Contractor Accommodation and Corporate Housing Report 2021

The whilst the country has almost in lockdown for 12 months, like many others, the corporate housing and contractor accommodation markets have been hugely impacted. The State of Contractor Accommodation and Corporate Housing Report discusses some current trends identified in speaking to teams and companies booking accommodation.

 

Summary

Findings discovered that contractor and corporate housing supply has been shrinking, with a growing tendency of companies booking whole property accommodation to host the team in a few locations and / or units. Additionally, companies seem to realise how important it is to protect specialists and isolate them, creating a higher demand for smaller accommodation units. The report also shows the role of flexibility and partnership in the current market situation, with an additional section discussing Brexit and how it is likely to affect the property accommodation industry. 

 

Shrinking Supply in Uncertain Times

Many locations have experienced a shrinking accommodation supply. This can be seen on booking platforms with a reduction of over 70% in certain areas (eg. London). Less affected towns are still facing a 20% minimum reduction as a result of lockdown, restrictions and host concerns. Over 50% of property providers focused on the contractor and corporate housing market are feeling concerned and worried.

 


Embracing the Bubble Principal


Contractors are opting to stay away from home in bubbles with whole houses and apartments preferred over hotels and shared spaces. Guests also are preferring long-term stays, even over weekends, to help maintain the bubble as opposed to returning home in lockdown. We have also seen changes in company policy opening up hotel only policies to pleasing employees, with more privacy, space, and comfort in whole property accommodation.

Protecting Specialists


In order to prevent contamination from larger bubbles, specialists have been housed alone or with only a few people. There is currently an increased demand for smaller housing units for less than two people.

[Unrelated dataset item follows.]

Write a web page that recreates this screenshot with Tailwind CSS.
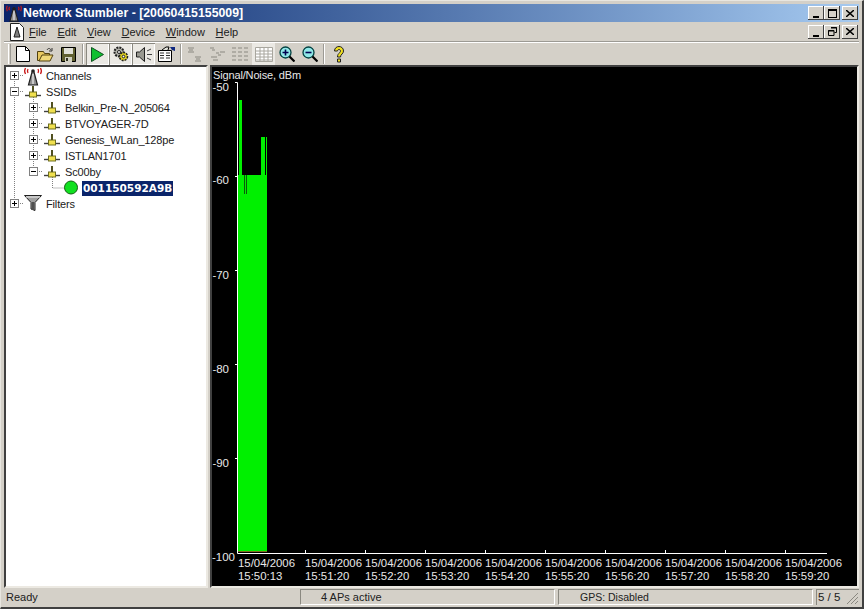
<!DOCTYPE html>
<html lang="en">
<head>
  <meta charset="UTF-8" />
  <title>Network Stumbler</title>
  <script src="https://cdn.jsdelivr.net/npm/@tailwindcss/browser@4"></script>
</head>
<body class="w-[864px] h-[609px] overflow-hidden bg-[#d4d0c8] font-['Liberation_Sans',sans-serif] text-[11px] text-black">

  <svg width="0" height="0" class="absolute">
    <defs>
      <symbol id="antenna" viewBox="0 0 20 20">
        <path d="M2.500 8a6 6 0 0 1 0-6M5 7a4 4 0 0 1 0-4M17.500 8a6 6 0 0 0 0-6M15 7a4 4 0 0 0 0-4" fill="none" stroke="#c81818" stroke-width="1.300"/>
        <circle cx="10" cy="5" r="1.800" fill="#202020"/>
        <path d="M9 6h2l3.500 13h-9z" fill="#909090" stroke="#202020" stroke-width="1.200"/>
        <path d="M10 8v10" stroke="#f0f0f0" stroke-width="1.200"/>
      </symbol>
      <symbol id="ssid" viewBox="0 0 16 16">
        <path d="M0 11.500h16" stroke="#404040" stroke-width="1.400"/>
        <rect x="4.500" y="8" width="7" height="5" fill="#f0e050" stroke="#707020"/>
        <path d="M8 2v6" stroke="#505020" stroke-width="2"/>
      </symbol>
      <symbol id="filter" viewBox="0 0 18 18">
        <path d="M.5 1.500h17l-6.500 7v8l-4-1.500V8.500z" fill="#a0a0a0" stroke="#202020"/>
        <path d="M2 3h14" stroke="#f0f0f0"/>
        <path d="M9 8v8" stroke="#505050" stroke-width="2"/>
      </symbol>
    </defs>
  </svg>

  <div class="flex flex-col h-full border-t border-l border-r-[2px] border-b-[2px] border-t-[#e8e6e0] border-l-[#e8e6e0] border-r-[#404040] border-b-[#404040] pt-[3px] px-[3px] pb-[2px]">

    <!-- Title bar -->
    <header class="h-[18px] shrink-0 flex items-center bg-gradient-to-r from-[#0a246a] to-[#a6caf0] pr-[1px]">
      <svg width="18" height="18" class="shrink-0 ml-[1px]"><use href="#antenna"/></svg>
      <span class="font-['Liberation_Sans',sans-serif] font-bold text-[12.300px] text-white whitespace-nowrap">Network Stumbler - [20060415155009]</span>
      <div class="ml-auto flex items-center">
        <button class="w-[16px] h-[14px] flex items-end justify-center pb-[2px] bg-[#d4d0c8] shadow-[inset_-1px_-1px_0_#404040,inset_1px_1px_0_#fff]"><span class="w-[6px] h-[2px] bg-black"></span></button>
        <button class="w-[16px] h-[14px] flex items-center justify-center bg-[#d4d0c8] shadow-[inset_-1px_-1px_0_#404040,inset_1px_1px_0_#fff]"><span class="w-[9px] h-[9px] border border-t-2 border-black"></span></button>
        <button class="ml-[2px] w-[16px] h-[14px] flex items-center justify-center bg-[#d4d0c8] shadow-[inset_-1px_-1px_0_#404040,inset_1px_1px_0_#fff]">
          <svg width="8" height="7"><path d="M0 0l8 7M8 0L0 7" stroke="#000" stroke-width="1.500"/></svg>
        </button>
      </div>
    </header>

    <!-- Menu bar -->
    <nav class="h-[20px] shrink-0 flex items-center pr-[1px] border-b border-[#9c9a94]">
      <svg width="16" height="18" viewBox="0 0 16 18" class="ml-[5px] shrink-0">
        <path d="M1.500 .5h9l4 4v13h-13z" fill="#fff" stroke="#202020"/>
        <path d="M8 4l3 10H5z" fill="#808080" stroke="#202020"/>
      </svg>
      <ul class="flex ml-[4px] pt-[2px] gap-[10.700px] text-[#202020]">
        <li><span class="underline">F</span>ile</li>
        <li><span class="underline">E</span>dit</li>
        <li><span class="underline">V</span>iew</li>
        <li><span class="underline">D</span>evice</li>
        <li><span class="underline">W</span>indow</li>
        <li><span class="underline">H</span>elp</li>
      </ul>
      <div class="ml-auto flex items-center">
        <button class="w-[16px] h-[14px] flex items-end justify-center pb-[2px] shadow-[inset_-1px_-1px_0_#404040,inset_1px_1px_0_#fff]"><span class="w-[6px] h-[2px] bg-black"></span></button>
        <button class="w-[16px] h-[14px] flex items-center justify-center shadow-[inset_-1px_-1px_0_#404040,inset_1px_1px_0_#fff]">
          <svg width="9" height="9"><path d="M3 .5h5.500v5h-2M.5 3.500h5.500v5h-5.500z" fill="none" stroke="#000"/><path d="M3 1h6M0 4h6" stroke="#000"/></svg>
        </button>
        <button class="ml-[2px] w-[16px] h-[14px] flex items-center justify-center shadow-[inset_-1px_-1px_0_#404040,inset_1px_1px_0_#fff]">
          <svg width="8" height="7"><path d="M0 0l8 7M8 0L0 7" stroke="#000" stroke-width="1.500"/></svg>
        </button>
      </div>
    </nav>

    <!-- Toolbar -->
    <div class="h-[23px] shrink-0 flex items-center pl-[4px] border-t border-white">
      <span class="w-[3px] h-[20px] border-l border-r border-l-white border-r-[#9c9a94]"></span>
      <button class="w-[23px] h-[22px] flex items-center justify-center">
        <svg width="14" height="16"><path d="M.5.5h9l4 4v11H.5z" fill="#fff" stroke="#000"/><path d="M9.500.5v4h4" fill="none" stroke="#000"/></svg>
      </button>
      <button class="w-[23px] h-[22px] flex items-center justify-center">
        <svg width="17" height="15"><path d="M.5 4.500h6l1 2h5v7H.5z" fill="#e8c860" stroke="#504010"/><path d="M2 14l3-6h11l-3 6z" fill="#f0d878" stroke="#504010"/><path d="M10 3c1-2 3-2 4 0M15 1v3h-3" fill="none" stroke="#303030"/></svg>
      </button>
      <button class="w-[23px] h-[22px] flex items-center justify-center">
        <svg width="15" height="15"><path d="M.5.5h14v14H.5z" fill="#606030" stroke="#000"/><path d="M3 1h9v6H3z" fill="#e0e0d8"/><path d="M4 10h7v5H4z" fill="#d0d0c0"/><path d="M5 11h2v3H5z" fill="#303020"/></svg>
      </button>
      <span class="w-[2px] h-[20px] border-l border-r border-l-[#9c9a94] border-r-white mx-[2px]"></span>
      <button class="w-[23px] h-[22px] flex items-center justify-center bg-[#ebe9e4] shadow-[inset_1px_1px_0_#8a8880,inset_-1px_-1px_0_#fff]">
        <svg width="13" height="15"><path d="M.5 .5l12 7-12 7z" fill="#10c030" stroke="#105020"/></svg>
      </button>
      <button class="w-[23px] h-[22px] flex items-center justify-center bg-[#ebe9e4] shadow-[inset_1px_1px_0_#8a8880,inset_-1px_-1px_0_#fff]">
        <svg width="16" height="16"><circle cx="6" cy="6" r="4.500" fill="#b0b0a8" stroke="#202020" stroke-width="2" stroke-dasharray="2 1"/><circle cx="6" cy="6" r="1.500" fill="#fff" stroke="#202020"/><circle cx="10.500" cy="10.500" r="4" fill="#e0d020" stroke="#202020" stroke-width="1.500" stroke-dasharray="2 1"/><circle cx="10.500" cy="10.500" r="1.300" fill="#fff" stroke="#202020"/></svg>
      </button>
      <button class="w-[23px] h-[22px] flex items-center justify-center bg-[#ebe9e4] shadow-[inset_1px_1px_0_#8a8880,inset_-1px_-1px_0_#fff]">
        <svg width="16" height="15"><path d="M.5 5h3l5-4.500v14l-5-4.500h-3z" fill="#989890" stroke="#202020"/><path d="M11 4l4-2M11 7.500h5M11 11l4 2" stroke="#404040"/></svg>
      </button>
      <button class="w-[23px] h-[22px] flex items-center justify-center">
        <svg width="18" height="16"><path d="M.5 4.500h13v11H.5z" fill="#fff" stroke="#000"/><path d="M2 7h4M2 9.500h4M2 12h4M8 7h4M8 9.500h4M8 12h4" stroke="#303030"/><path d="M4 4l4-3h3l-1 3" fill="#e0e0d8" stroke="#000"/><path d="M12 1l5 0v4l-3-1z" fill="#102880"/></svg>
      </button>
      <span class="w-[2px] h-[20px] border-l border-r border-l-[#9c9a94] border-r-white ml-[2px] mr-[1px]"></span>
      <button class="w-[23px] h-[22px] flex items-center justify-center">
        <svg width="16" height="15"><path d="M1 1h6M2 3h4M8 10h6M9 12h4" stroke="#8a8880"/><path d="M1 5h6M8 14h6" stroke="#8a8880"/></svg>
      </button>
      <button class="w-[23px] h-[22px] flex items-center justify-center">
        <svg width="16" height="14"><path d="M0 1h4M2 3h3M10 5h5M6 6h3M1 10h6M8 8h3M3 13h5" stroke="#8a8880"/></svg>
      </button>
      <button class="w-[23px] h-[22px] flex items-center justify-center">
        <svg width="18" height="14"><path d="M0 1h4M6 1h4M12 1h4M0 5h4M6 5h4M12 5h4M0 9h4M6 9h4M12 9h4M0 13h4M6 13h4M12 13h4" stroke="#8a8880"/></svg>
      </button>
      <button class="w-[23px] h-[22px] flex items-center justify-center bg-[#ebe9e4]">
        <svg width="18" height="15"><path d="M.5.500h17v14H.5z" fill="#fff" stroke="#a8a69e"/><path d="M1 4h16M1 7h16M1 10h16M1 13h16M5 1v13M9 1v13M13 1v13" stroke="#a8a69e"/></svg>
      </button>
      <button class="w-[23px] h-[22px] flex items-center justify-center">
        <svg width="16" height="16"><circle cx="6.500" cy="6.500" r="5.500" fill="#90e8e8" stroke="#004040" stroke-width="1.300"/><path d="M3.500 6.500h6M6.500 3.500v6" stroke="#000050" stroke-width="1.600"/><path d="M10.500 10.500l5 5" stroke="#000" stroke-width="2.200"/></svg>
      </button>
      <button class="w-[23px] h-[22px] flex items-center justify-center">
        <svg width="16" height="16"><circle cx="6.500" cy="6.500" r="5.500" fill="#90e8e8" stroke="#004040" stroke-width="1.300"/><path d="M3.500 6.500h6" stroke="#000050" stroke-width="1.600"/><path d="M10.500 10.500l5 5" stroke="#000" stroke-width="2.200"/></svg>
      </button>
      <span class="w-[2px] h-[20px] border-l border-r border-l-[#9c9a94] border-r-white mx-[2px]"></span>
      <button class="w-[23px] h-[22px] flex items-center justify-center">
        <svg width="12" height="17"><path d="M1.500 5c0-6 9-6 9 0 0 3-3 3-3 6H4.500c0-4 3-4 3-6 0-2-3-2-3 0z" fill="#f0e020" stroke="#202020"/><path d="M4.500 13h3v3h-3z" fill="#f0e020" stroke="#202020"/></svg>
      </button>
    </div>

    <!-- Panes -->
    <main class="flex-1 min-h-0 flex">
      <section class="relative w-[204px] shrink-0 bg-white border-2 border-t-[#404040] border-l-[#404040] border-r-[#ece9e2] border-b-[#ece9e2] overflow-hidden">
        <svg width="90" height="150" class="absolute left-[2px] top-0 block">
          <g fill="none" stroke="#808080" stroke-dasharray="1 1">
            <path d="M6.500 8v130M25.500 24v81M44.500 104v17h12M10 8.500h6M10 24.500h6M10 136.500h6M29 40.500h6M29 56.500h6M29 72.500h6M29 88.500h6M29 104.500h6"/>
          </g>
          <g fill="#fff" stroke="#808080">
            <rect x="2.500" y="4.500" width="8" height="8"/><rect x="2.500" y="20.500" width="8" height="8"/><rect x="2.500" y="132.500" width="8" height="8"/>
            <rect x="21.500" y="36.500" width="8" height="8"/><rect x="21.500" y="52.500" width="8" height="8"/><rect x="21.500" y="68.500" width="8" height="8"/><rect x="21.500" y="84.500" width="8" height="8"/><rect x="21.500" y="100.500" width="8" height="8"/>
          </g>
          <path d="M4 8.500h5M6.500 6v5M4 24.500h5M4 136.500h5M6.500 134v5M23 40.500h5M25.500 38v5M23 56.500h5M25.500 54v5M23 72.500h5M25.500 70v5M23 88.500h5M25.500 86v5M23 104.500h5" stroke="#000"/>
          <use href="#antenna" x="15" y="-1" width="20" height="20"/>
          <use href="#ssid" x="17" y="17" width="16" height="16"/>
          <use href="#ssid" x="36" y="33" width="16" height="16"/>
          <use href="#ssid" x="36" y="49" width="16" height="16"/>
          <use href="#ssid" x="36" y="65" width="16" height="16"/>
          <use href="#ssid" x="36" y="81" width="16" height="16"/>
          <use href="#ssid" x="36" y="97" width="16" height="16"/>
          <circle cx="63" cy="120.500" r="6.500" fill="#10e020" stroke="#106010"/>
          <use href="#filter" x="16" y="127" width="18" height="18"/>
        </svg>
        <ul class="relative pt-[1px] leading-4 text-[#202020] whitespace-nowrap tracking-[-0.15px]">
          <li class="h-4 pl-[40px]">Channels</li>
          <li class="h-4 pl-[40px]">SSIDs</li>
          <li class="h-4 pl-[59px]">Belkin_Pre-N_205064</li>
          <li class="h-4 pl-[59px]">BTVOYAGER-7D</li>
          <li class="h-4 pl-[59px]">Genesis_WLan_128pe</li>
          <li class="h-4 pl-[59px]">ISTLAN1701</li>
          <li class="h-4 pl-[59px]">Sc00by</li>
          <li class="h-4 pl-[76px]"><span class="inline-block h-[15px] leading-[15px] px-[1px] bg-[#0a246a] text-white font-bold tracking-normal font-['DejaVu_Sans',sans-serif] text-[10.500px]">001150592A9B</span></li>
          <li class="h-4 pl-[40px]">Filters</li>
        </ul>
      </section>

      <section class="ml-[2px] flex-1 min-w-0 bg-black border-2 border-t-[#404040] border-l-[#404040] border-r-[#ece9e2] border-b-[#ece9e2] overflow-hidden">
        <!-- viewBox keeps screen coordinates for the plot -->
        <svg width="645" height="520" viewBox="212 67 645 520" class="block font-['Liberation_Sans',sans-serif]">
          <g fill="#e8e8e8" font-size="11">
            <text x="213" y="79" letter-spacing="-0.15">Signal/Noise, dBm</text>
            <g text-anchor="end" font-size="11.500">
              <text x="229" y="91">-50</text>
              <text x="229" y="184">-60</text>
              <text x="229" y="279">-70</text>
              <text x="229" y="373">-80</text>
              <text x="229" y="467">-90</text>
              <text x="235" y="561">-100</text>
            </g>
          </g>
          <path d="M235 82.500h2.500V553.500H827M235 176.500h2M235 270.500h2M235 364.500h2M235 458.500h2M305.500 550v3M365.500 550v3M425.500 550v3M485.500 550v3M545.500 550v3M605.500 550v3M665.500 550v3M725.500 550v3M785.500 550v3" fill="none" stroke="#fff"/>
          <path d="M238 175h29v376h-29zM239 100h3v75h-3zM261 137h4v38h-4zM266 137h1v38h-1z" fill="#00f000"/>
          <path d="M244 175h1v19h-1zM246 175h1v19h-1z" fill="#0a5a0a"/>
          <path d="M238 551h29v1h-29z" fill="#807020"/>
          <g fill="#e8e8e8" font-size="11.400">
            <text x="238" y="567">15/04/2006</text><text x="238" y="580">15:50:13</text>
            <text x="305" y="567">15/04/2006</text><text x="305" y="580">15:51:20</text>
            <text x="365" y="567">15/04/2006</text><text x="365" y="580">15:52:20</text>
            <text x="425" y="567">15/04/2006</text><text x="425" y="580">15:53:20</text>
            <text x="485" y="567">15/04/2006</text><text x="485" y="580">15:54:20</text>
            <text x="545" y="567">15/04/2006</text><text x="545" y="580">15:55:20</text>
            <text x="605" y="567">15/04/2006</text><text x="605" y="580">15:56:20</text>
            <text x="665" y="567">15/04/2006</text><text x="665" y="580">15:57:20</text>
            <text x="725" y="567">15/04/2006</text><text x="725" y="580">15:58:20</text>
            <text x="785" y="567">15/04/2006</text><text x="785" y="580">15:59:20</text>
          </g>
        </svg>
      </section>
    </main>

    <!-- Status bar -->
    <footer class="h-[16px] shrink-0 flex items-stretch text-[#202020] leading-[15px] mt-[1px]">
      <div class="w-[296px] pl-[2px] pt-[1px]">Ready</div>
      <div class="w-[255px] pl-[20px] border border-t-[#8a8880] border-l-[#8a8880] border-r-white border-b-white">4 APs active</div>
      <div class="ml-[3px] w-[255px] pl-[21px] border border-t-[#8a8880] border-l-[#8a8880] border-r-white border-b-white text-[10.500px]">GPS: Disabled</div>
      <div class="ml-[3px] flex-1 pl-[1px] border-l border-t border-[#8a8880] relative text-[11.500px]">5 / 5
        <svg width="13" height="13" class="absolute right-0 bottom-0"><path d="M12 1L1 12M12 5L5 12M12 9L9 12" stroke="#8a8880"/></svg>
      </div>
    </footer>
  </div>
</body>
</html>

In the first lockdown, we had our only specialist engineer on site catch COVID. This meant everything stopped.

Increased Flexibility


Cancellations and changes of date are more common than ever, and adapting to them is crucial. 


Flexibility on accommodation provision is also necessary: downscaling, having smaller units to isolate team members, and having extra space to accommodate new people arriving.

Sometimes we don’t know resourcing plans as they change every week of the month, we’re not expecting that to change anytime soon.

Partnership and Ease Over Cost


Covid-19 made many companies realise the real importance of partnership, trust, and ease. Partnership plays a role to help and improve processes amidst the uncertainty. Although hosts and guests have always depended on each other, Covid-19 shows the relationship is indispensable.

Brexit


Similar to Covid-19, Brexit brings feelings of uncertainty for for accommodation providers. With fewer EU workers migrating to the UK, skills shortage are expected in specific areas. Companies have already implemented contingency plans with those employed through international companies. EU-based international companies with contractors working in the UK will not be affected.

 

Conclusion

The survey highlighted time and time again that although leisure accommodation for hospitality had been all but closed down, companies still had the appetitie and requirement to get their work done. Corporate housing and contractor accommodation will continue to have their place, even during the lockdown. Of course, adaptability and flexibility will be essential for the successful host, and there will exist a preference for accommodation that allows for the creation of work bubbles for specialists and critical role team members.

Serviced and contractor accommodation is almost mandatory for companies during the lockdown. However, they are beginning to realise that this option is viable in terms of cost, team relations, and productivity. Many employers indicated that they will not return to hotels, even after the crisis.